From the eighth inning on, everyone in our section was standing most of the time. It was so tense, we couldn’t sit.  Before the bottom of the eleventh began and while Aaron Boone was taking his practice swings near the on deck circle, a friend of mine who sits two rows behind me called me over and screamed, “Louie, Boone’s going to be the hero. He’s going to win this game.”  I told him I agreed as we “high-fived” each other. Upon hearing our confidence in Boone another fan said, “You two guys have been saying how good he is since they (the Yankees) got him. You guys are crazy. If he ends the game, I’ll kiss your (expletive).


Once those now infamous words were spoken, we all turned our heads to watch Boone at the plate. Boone swung at the first pitch and like magic, the ball headed toward the left field seats. As the ball was in the air, I could hear the constant and increasingly loud roar of the crowd. My eyes were fixed on that ball as it was rising and rising, making its way to left field seats. I kept saying out loud, “Stay fair. Please stay fair.” As the ball landed safely fair in the left field seats, I leaped for unbridled joy. I didn’t see Boone run all around the bases because our section was delirious. The lower boxes of Section 21 became just a mob of joyous people hugging each other. It was incredible. So incredible, that even the security people joined the party.


As Frank Sinatra’s “ New York , New York ” rang throughout the Stadium, we continued to celebrate, pausing only to join Frank in signing some choruses of that classic song. My friend who called Boone’s shot, joined me in telling his friend, “We told you so”. His friend was more than happy to admit he was wrong.

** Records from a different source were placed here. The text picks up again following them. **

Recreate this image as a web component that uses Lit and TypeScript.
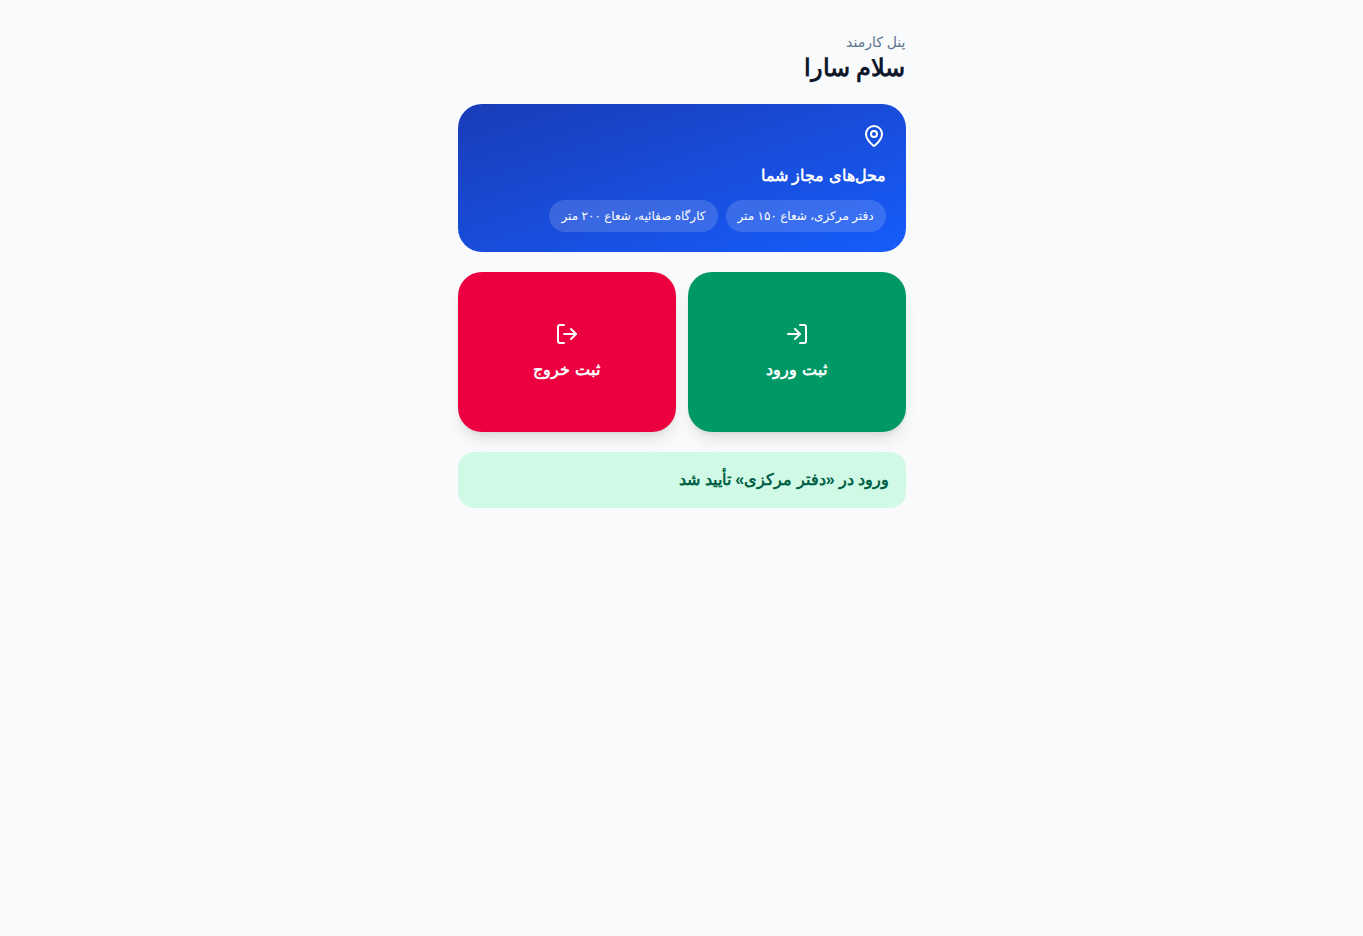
import { LitElement, html, css } from "lit";
import { customElement } from "lit/decorators.js";

@customElement("app-root")
export class AppRoot extends LitElement {
  static styles = css`
    :host {
      display: block;
      min-height: 100vh;
      background: #f8fafc;
      color: #0f172b;
      font-family: Tahoma, Arial, "Liberation Sans", sans-serif;
      font-size: 16px;
      line-height: 24px;
    }
    * { box-sizing: border-box; }
    h1, h2, p, ul { margin: 0; padding: 0; }
    .panel {
      display: flex;
      flex-direction: column;
      gap: 20px;
      max-width: 448px;
      margin: 0 auto;
      padding: 32px 0;
    }
    .eyebrow, .chip { font-family: Tahoma, Arial, "Liberation Sans", "DejaVu Sans", sans-serif; }
    .eyebrow { font-size: 14px; line-height: 20px; color: #62748e; }
    .greeting { font-size: 24px; line-height: 32px; font-weight: 700; }
    .places {
      padding: 20px;
      border-radius: 24px;
      color: #fff;
      background: linear-gradient(to bottom right in oklab, #193cb8, #155dfc);
    }
    .icon {
      display: block;
      width: 24px;
      height: 24px;
      fill: none;
      stroke: currentColor;
      stroke-width: 2;
      stroke-linecap: round;
      stroke-linejoin: round;
    }
    .title { margin-top: 16px; font-size: 16px; font-weight: 700; }
    .chips {
      display: flex;
      flex-wrap: wrap;
      gap: 8px;
      margin-top: 12px;
      list-style: none;
    }
    .chip {
      padding: 8px 12px;
      border-radius: 16px;
      background: rgb(255 255 255 / 15%);
      font-size: 12px;
      line-height: 16px;
    }
    .actions { display: grid; grid-template-columns: 1fr 1fr; gap: 12px; }
    .action {
      display: flex;
      flex-direction: column;
      align-items: center;
      justify-content: center;
      gap: 12px;
      min-height: 160px;
      padding: 0;
      border: 0;
      border-radius: 24px;
      color: #fff;
      font: inherit;
      font-weight: 700;
      cursor: pointer;
      box-shadow: 0 10px 15px -3px rgb(0 0 0 / 10%), 0 4px 6px -4px rgb(0 0 0 / 10%);
    }
    .enter { background: #009966; }
    .leave { background: #ec003f; }
    .notice {
      padding: 16px;
      border-radius: 16px;
      background: #d0fae5;
      color: #006045;
      font-weight: 700;
    }
  `;

  render() {
    return html`
      <main class="panel" dir="rtl" lang="fa">
        <header>
          <p class="eyebrow">پنل کارمند</p>
          <h1 class="greeting">سلام سارا</h1>
        </header>
        <section class="places">
          <svg class="icon" viewBox="0 0 24 24" aria-hidden="true">
            <path d="M20 10c0 4.993-5.539 10.193-7.399 11.799a1 1 0 0 1-1.202 0C9.539 20.193 4 14.993 4 10a8 8 0 0 1 16 0" />
            <circle cx="12" cy="10" r="3" />
          </svg>
          <h2 class="title">محل‌های مجاز شما</h2>
          <ul class="chips">
            <li class="chip">دفتر مرکزی، شعاع ۱۵۰ متر</li>
            <li class="chip">کارگاه صفائیه، شعاع ۲۰۰ متر</li>
          </ul>
        </section>
        <div class="actions">
          <button class="action enter" type="button">
            <svg class="icon" viewBox="0 0 24 24" aria-hidden="true">
              <path d="m10 17 5-5-5-5" />
              <path d="M15 12H3" />
              <path d="M15 3h4a2 2 0 0 1 2 2v14a2 2 0 0 1-2 2h-4" />
            </svg>
            <span>ثبت ورود</span>
          </button>
          <button class="action leave" type="button">
            <svg class="icon" viewBox="0 0 24 24" aria-hidden="true">
              <path d="m16 17 5-5-5-5" />
              <path d="M21 12H9" />
              <path d="M9 21H5a2 2 0 0 1-2-2V5a2 2 0 0 1 2-2h4" />
            </svg>
            <span>ثبت خروج</span>
          </button>
        </div>
        <p class="notice" role="status">ورود در «دفتر مرکزی» تأیید شد</p>
      </main>
    `;
  }
}
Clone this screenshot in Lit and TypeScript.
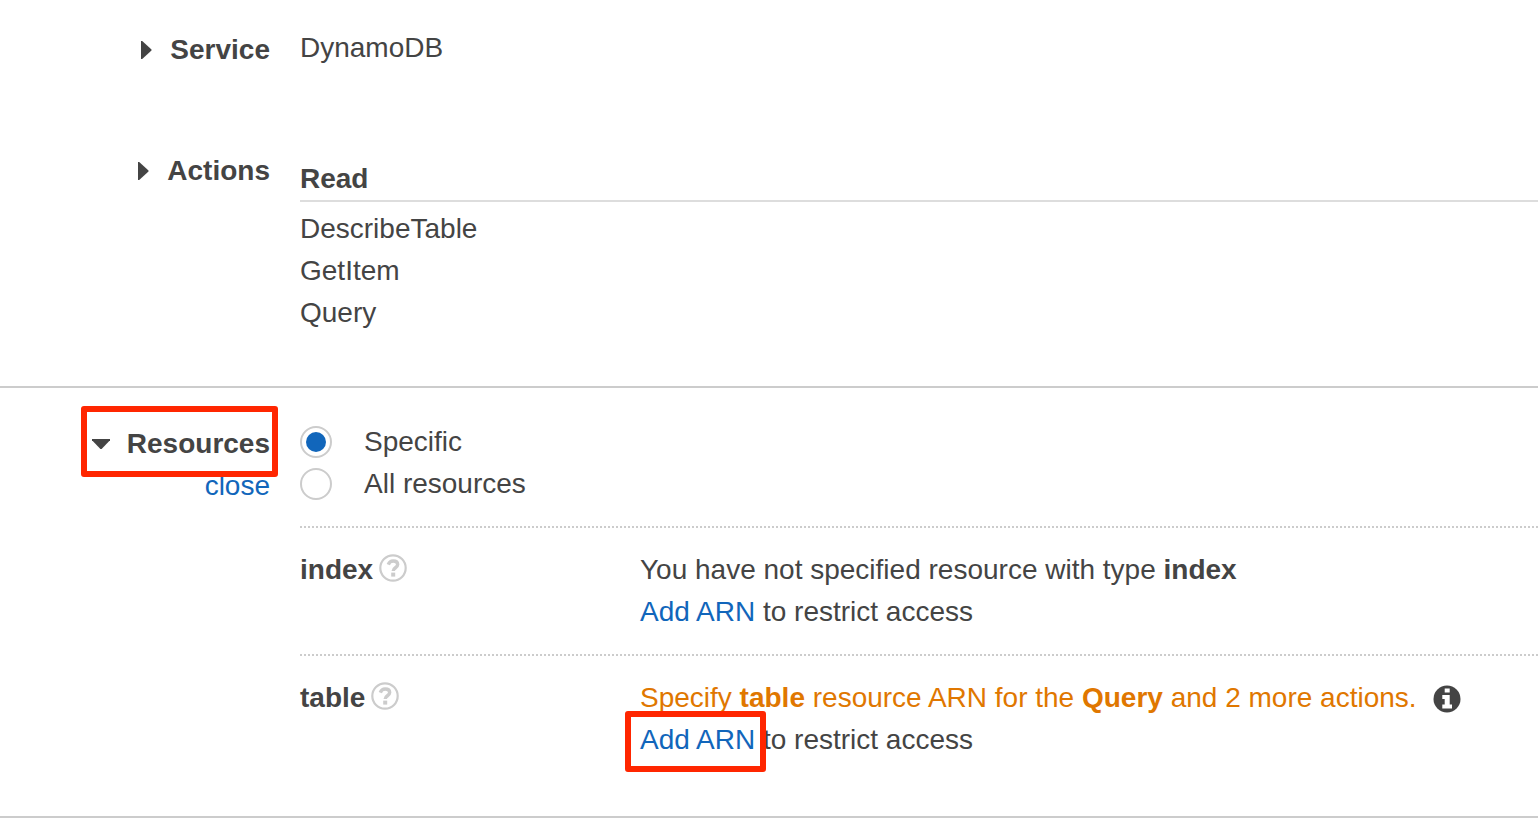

I remained in the stadium celebrating for over a half an hour.  We all couldn’t get over what we had all witnessed.  Finally, it was time to leave. On my way out, a woman yelled to me, “Louie, see you tomorrow.” “Tomorrow?” I asked.  She pointed to the scoreboard clock and it was past 1 am . She explained today was Friday and the World Series starts Saturday. I laughed out loud because I totally forgot about the world series. I never left Yankee Stadium happier and the ride home was the most enjoyable I ever had.